1.(name)................................................................(age) about......................... years

(Occupation)

(Full Address)

2.(name)...............................................................(age) about............................years

(Occupation)

(Full Address)

The parade was commenced at (time)

The following persons stood in the parade:--

(Name) (age) about

years.

(1)

(2)

(3)

(4)

(5)

(6)

No persons,other than those in the parade ,myself,the abovenamed two respectable

persons,remained in the room. All Police officers and constables were asked to

withdraw themselves completely from the room.


The Witnesses who had been called to identify the Accused were made to sit in

a separate room where from the place where the Identification parade lwas held,was

not visible to the witnesses :

Then I asked one of the two respectable persons above named,viz.....................to

fetch the Accused,(Name).................................................................from the lock-up.

Whilst being brought to the room, I took precaution to see that it was not possible

for the identifying witnesses to see the Accused when he was being taken from the

lock-up to the place of identfication and I also took precaution to see that the lock-up

was not visible from the room where the witnesses were made to sit.

The accused was then asked to take whatever place he liked in the parade. He

stood between numbers.............................and .................... in the parade.

He was then asked if he wanted to make any alterations in his dress. (Here state

whatever alterations he made.
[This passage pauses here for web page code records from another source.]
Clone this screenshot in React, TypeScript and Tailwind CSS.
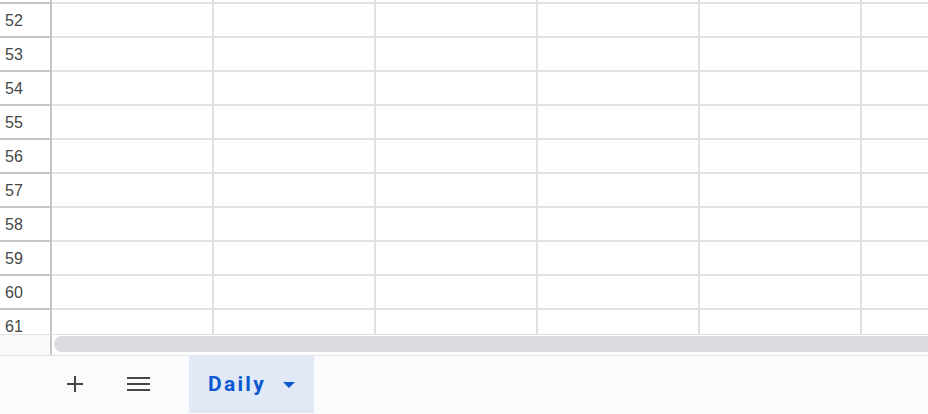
import React from "react";

const rows = [51, 52, 53, 54, 55, 56, 57, 58, 59, 60, 61];
const cols = [0, 1, 2, 3, 4, 5];

export default function App() {
    return (
        <div className="w-[928px] h-[414px] overflow-hidden bg-white flex flex-col font-['Liberation_Sans',Arial,sans-serif]">

            {/* Grid */}
            <div className="h-[335px] shrink-0 overflow-hidden border-b border-[#e1e1e1]">
                <div className="-mt-[30px]">
                    {rows.map((r) => (
                        <div key={r} className="flex h-[34px]">
                            <div className="w-[52px] shrink-0 border-r-2 border-b-2 border-[#c4c7c5] bg-white flex items-center pl-[5px] pt-[1px] text-[16px] text-[#444746]">
                                {r > 51 ? r : ""}
                            </div>
                            {cols.map((c) => (
                                <div
                                    key={c}
                                    className="w-[162px] shrink-0 border-r-2 border-b-2 border-[#e1e1e1]"
                                />
                            ))}
                        </div>
                    ))}
                </div>
            </div>

            {/* Horizontal scrollbar */}
            <div className="h-[20px] shrink-0 flex">
                <div className="w-[52px] shrink-0 bg-[#f8f9fa] border-r-2 border-[#c4c7c5]" />
                <div className="flex-1 pl-[2px] pt-[1px]">
                    <div className="h-[16px] w-[1000px] rounded-full bg-[#dadce0]" />
                </div>
            </div>

            {/* Sheet tabs */}
            <div className="flex-1 border-t border-[#e3e3e3] bg-[#f9fbfd] flex items-start">
                <div className="h-[56px] w-[189px] flex items-center">
                    <svg width="18" height="18" viewBox="0 0 18 18" className="ml-[66px]">
                        <path d="M9 1v16M1 9h16" stroke="#444746" strokeWidth="2" />
                    </svg>
                    <svg width="24" height="16" viewBox="0 0 24 16" className="ml-[43px]">
                        <path d="M0 2h23M0 8h23M0 14h23" stroke="#444746" strokeWidth="2" />
                    </svg>
                </div>
                <div className="h-[57px] w-[125px] bg-[#e1e9f7] flex items-center pl-[19px]">
                    <span className="font-['Roboto',sans-serif] font-bold text-[21px] tracking-[2.3px] text-[#0b57d0] pt-[1px]">
                        Daily
                    </span>
                    <svg width="14" height="7" viewBox="0 0 14 7" className="ml-[16px] mt-[1px]">
                        <path d="M1 0h12L7 6z" fill="#0b57d0" />
                    </svg>
                </div>
            </div>

        </div>
    );
}
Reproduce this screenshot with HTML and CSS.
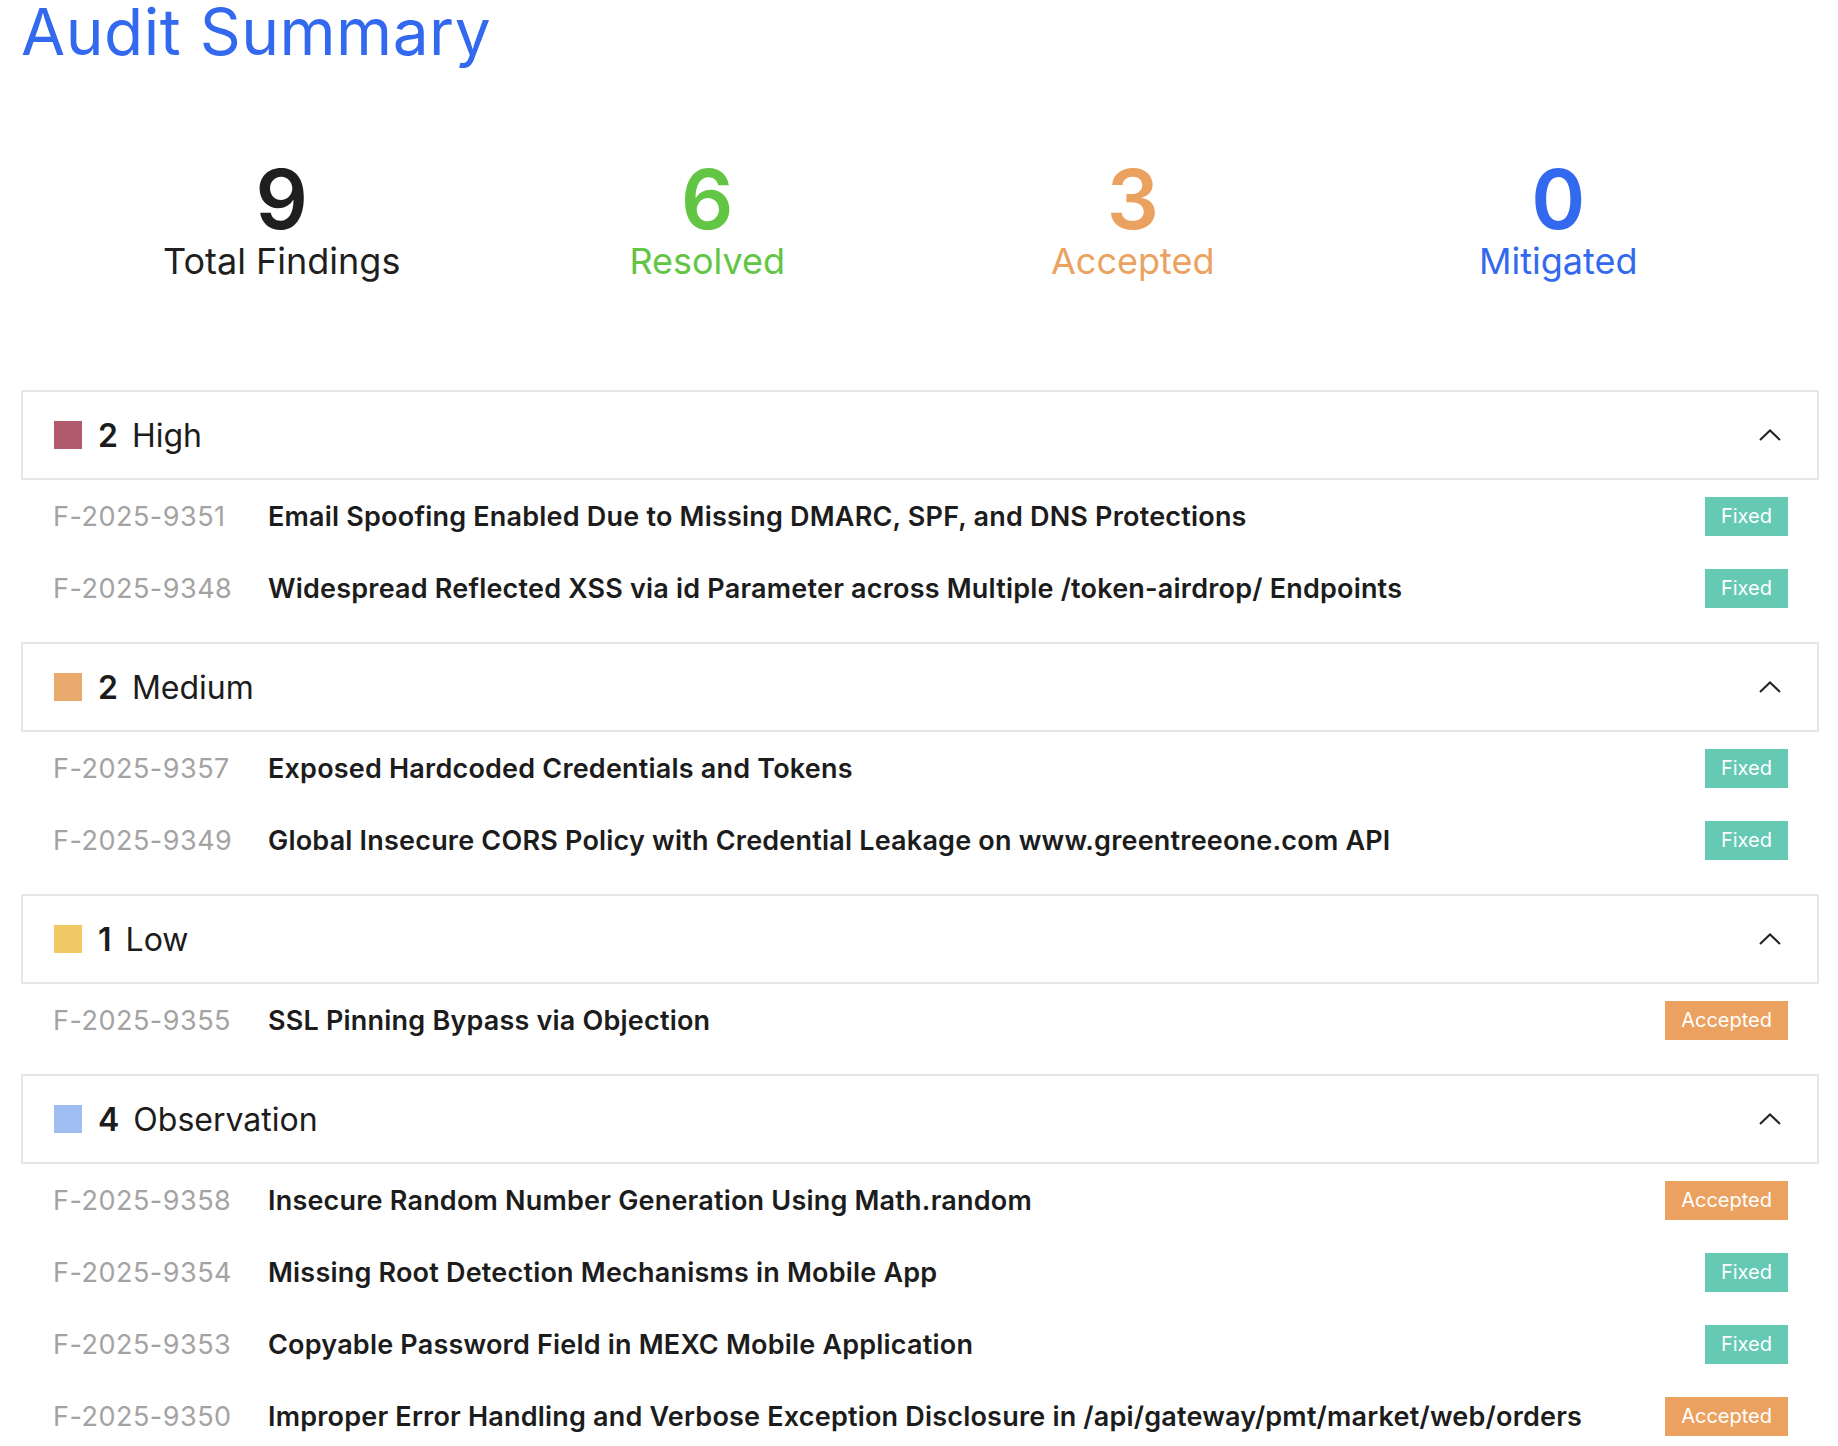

If he made no alteration,state The accused declined

to make any change in his dress

Then I asked one of the respectable person:,viz...........................................................

to fetch the identifying witnesses and accordingly he went to the room where the

witness was sitting and brought him to the place of identification . The name of this

witness is ....................................................................

I asked that witness to view the parade carefully ,to see whether he could identify

the person (who had stabbed him or as the case may be).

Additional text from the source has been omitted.